- _Information supplied_:
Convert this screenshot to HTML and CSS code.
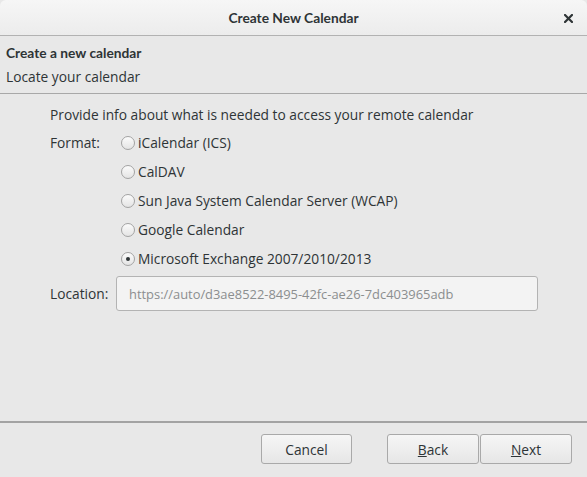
FILE: index.html
```html
<!DOCTYPE html>
<html>
<head>
<meta charset="utf-8">
<link rel="stylesheet" href="styles.css">
</head>
<body>
<div class="window">
  <div class="titlebar">
    <span class="title">Create New Calendar</span>
    <span class="close"><svg width="9" height="9" viewBox="0 0 9 9"><path d="M1 1 L8 8 M8 1 L1 8" stroke="#2e3436" stroke-width="2.2" stroke-linecap="square"/></svg></span>
  </div>
  <div class="header">
    <div class="h1">Create a new calendar</div>
    <div class="h2">Locate your calendar</div>
  </div>
  <div class="content">
    <div class="intro">Provide info about what is needed to access your remote calendar</div>
    <div class="form">
      <div class="label fmt">Format:</div>
      <div class="options">
        <label class="opt"><span class="radio"></span>iCalendar (ICS)</label>
        <label class="opt"><span class="radio"></span>CalDAV</label>
        <label class="opt"><span class="radio"></span>Sun Java System Calendar Server (WCAP)</label>
        <label class="opt"><span class="radio"></span>Google Calendar</label>
        <label class="opt"><span class="radio checked"></span>Microsoft Exchange 2007/2010/2013</label>
      </div>
      <div class="label loc">Location:</div>
      <div class="input">https://auto/d3ae8522-8495-42fc-ae26-7dc403965adb</div>
    </div>
  </div>
  <div class="footer">
    <button class="btn cancel">Cancel</button>
    <div class="nav">
      <button class="btn"><u>B</u>ack</button>
      <button class="btn"><u>N</u>ext</button>
    </div>
  </div>
</div>
</body>
</html>
```
FILE: styles.css
```css
* { box-sizing: border-box; }
html, body { margin: 0; padding: 0; }
body {
  background: #e8e8e8;
  font-family: "Open Sans", "DejaVu Sans", sans-serif;
  font-size: 13.75px;
  color: #2e3436;
  width: 587px;
  height: 477px;
  overflow: hidden;
}
.window {
  width: 587px;
  height: 477px;
  display: flex;
  flex-direction: column;
  background: #e8e8e8;
  border-radius: 6px 6px 0 0;
}
.titlebar {
  position: relative;
  height: 36px;
  border-bottom: 1px solid #b2b2b2;
  background: linear-gradient(#f6f6f6, #ececec);
  border-radius: 6px 6px 0 0;
  display: flex;
  align-items: center;
  justify-content: center;
}
.title, .h1 {
  font-family: Lato, "Open Sans", sans-serif;
  font-weight: bold;
  font-size: 13.75px;
}
.close {
  position: absolute;
  right: 14px;
  top: 14px;
  width: 9px;
  height: 9px;
  display: flex;
}
.header {
  height: 58px;
  border-bottom: 1px solid #a8a8a8;
  padding: 7px 6px 0;
  line-height: 20px;
}
.h2 { margin-top: 4px; }
.content {
  height: 327px;
  padding: 11px 0 0 50px;
  line-height: 20px;
}
.form {
  display: grid;
  grid-template-columns: 71px 1fr;
  margin-top: 3px;
}
.fmt { height: 29px; display: flex; align-items: center; }
.options { display: flex; flex-direction: column; }
.opt {
  height: 29px;
  display: flex;
  align-items: center;
}
.radio {
  width: 14px;
  height: 14px;
  border: 1px solid #a3a3a3;
  border-radius: 50%;
  background: linear-gradient(#fbfbfb, #e4e4e4);
  margin-right: 3px;
  display: flex;
  align-items: center;
  justify-content: center;
  margin-top: 1px;
}
.radio.checked::after {
  content: "";
  width: 4px;
  height: 4px;
  border-radius: 50%;
  background: #2e3436;
}
.loc { height: 35px; margin-top: 3px; display: flex; align-items: center; }
.input {
  margin: 3px 0 0 -5px;
  width: 422px;
  height: 35px;
  border: 1px solid #b3b3b3;
  border-radius: 3px;
  background: #f3f3f3;
  color: #8b8e8f;
  padding-left: 12px;
  font-size: 12.9px;
  display: flex;
  align-items: center;
}
.footer {
  border-top: 2px solid #a3a3a3;
  padding: 11px 15px 0 261px;
  display: flex;
  justify-content: space-between;
}
.nav { display: flex; gap: 1px; }
.btn {
  width: 91px;
  height: 30px;
  border: 1px solid #a9a9a9;
  border-radius: 3px;
  background: linear-gradient(#f6f6f6, #e6e6e6);
  font-family: inherit;
  font-size: 13.75px;
  color: #2e3436;
  padding: 0;
}
.nav .btn { width: 92px; }
```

- _Task directions_:
In the copy, include no pictures; restate the listing above exactly.

- _Correct response_:
Convert this screenshot to HTML and CSS code.
FILE: index.html
```html
<!DOCTYPE html>
<html>
<head>
<meta charset="utf-8">
<link rel="stylesheet" href="styles.css">
</head>
<body>
<div class="window">
  <div class="titlebar">
    <span class="title">Create New Calendar</span>
    <span class="close"><svg width="9" height="9" viewBox="0 0 9 9"><path d="M1 1 L8 8 M8 1 L1 8" stroke="#2e3436" stroke-width="2.2" stroke-linecap="square"/></svg></span>
  </div>
  <div class="header">
    <div class="h1">Create a new calendar</div>
    <div class="h2">Locate your calendar</div>
  </div>
  <div class="content">
    <div class="intro">Provide info about what is needed to access your remote calendar</div>
    <div class="form">
      <div class="label fmt">Format:</div>
      <div class="options">
        <label class="opt"><span class="radio"></span>iCalendar (ICS)</label>
        <label class="opt"><span class="radio"></span>CalDAV</label>
        <label class="opt"><span class="radio"></span>Sun Java System Calendar Server (WCAP)</label>
        <label class="opt"><span class="radio"></span>Google Calendar</label>
        <label class="opt"><span class="radio checked"></span>Microsoft Exchange 2007/2010/2013</label>
      </div>
      <div class="label loc">Location:</div>
      <div class="input">https://auto/d3ae8522-8495-42fc-ae26-7dc403965adb</div>
    </div>
  </div>
  <div class="footer">
    <button class="btn cancel">Cancel</button>
    <div class="nav">
      <button class="btn"><u>B</u>ack</button>
      <button class="btn"><u>N</u>ext</button>
    </div>
  </div>
</div>
</body>
</html>
```
FILE: styles.css
```css
* { box-sizing: border-box; }
html, body { margin: 0; padding: 0; }
body {
  background: #e8e8e8;
  font-family: "Open Sans", "DejaVu Sans", sans-serif;
  font-size: 13.75px;
  color: #2e3436;
  width: 587px;
  height: 477px;
  overflow: hidden;
}
.window {
  width: 587px;
  height: 477px;
  display: flex;
  flex-direction: column;
  background: #e8e8e8;
  border-radius: 6px 6px 0 0;
}
.titlebar {
  position: relative;
  height: 36px;
  border-bottom: 1px solid #b2b2b2;
  background: linear-gradient(#f6f6f6, #ececec);
  border-radius: 6px 6px 0 0;
  display: flex;
  align-items: center;
  justify-content: center;
}
.title, .h1 {
  font-family: Lato, "Open Sans", sans-serif;
  font-weight: bold;
  font-size: 13.75px;
}
.close {
  position: absolute;
  right: 14px;
  top: 14px;
  width: 9px;
  height: 9px;
  display: flex;
}
.header {
  height: 58px;
  border-bottom: 1px solid #a8a8a8;
  padding: 7px 6px 0;
  line-height: 20px;
}
.h2 { margin-top: 4px; }
.content {
  height: 327px;
  padding: 11px 0 0 50px;
  line-height: 20px;
}
.form {
  display: grid;
  grid-template-columns: 71px 1fr;
  margin-top: 3px;
}
.fmt { height: 29px; display: flex; align-items: center; }
.options { display: flex; flex-direction: column; }
.opt {
  height: 29px;
  display: flex;
  align-items: center;
}
.radio {
  width: 14px;
  height: 14px;
  border: 1px solid #a3a3a3;
  border-radius: 50%;
  background: linear-gradient(#fbfbfb, #e4e4e4);
  margin-right: 3px;
  display: flex;
  align-items: center;
  justify-content: center;
  margin-top: 1px;
}
.radio.checked::after {
  content: "";
  width: 4px;
  height: 4px;
  border-radius: 50%;
  background: #2e3436;
}
.loc { height: 35px; margin-top: 3px; display: flex; align-items: center; }
.input {
  margin: 3px 0 0 -5px;
  width: 422px;
  height: 35px;
  border: 1px solid #b3b3b3;
  border-radius: 3px;
  background: #f3f3f3;
  color: #8b8e8f;
  padding-left: 12px;
  font-size: 12.9px;
  display: flex;
  align-items: center;
}
.footer {
  border-top: 2px solid #a3a3a3;
  padding: 11px 15px 0 261px;
  display: flex;
  justify-content: space-between;
}
.nav { display: flex; gap: 1px; }
.btn {
  width: 91px;
  height: 30px;
  border: 1px solid #a9a9a9;
  border-radius: 3px;
  background: linear-gradient(#f6f6f6, #e6e6e6);
  font-family: inherit;
  font-size: 13.75px;
  color: #2e3436;
  padding: 0;
}
.nav .btn { width: 92px; }
```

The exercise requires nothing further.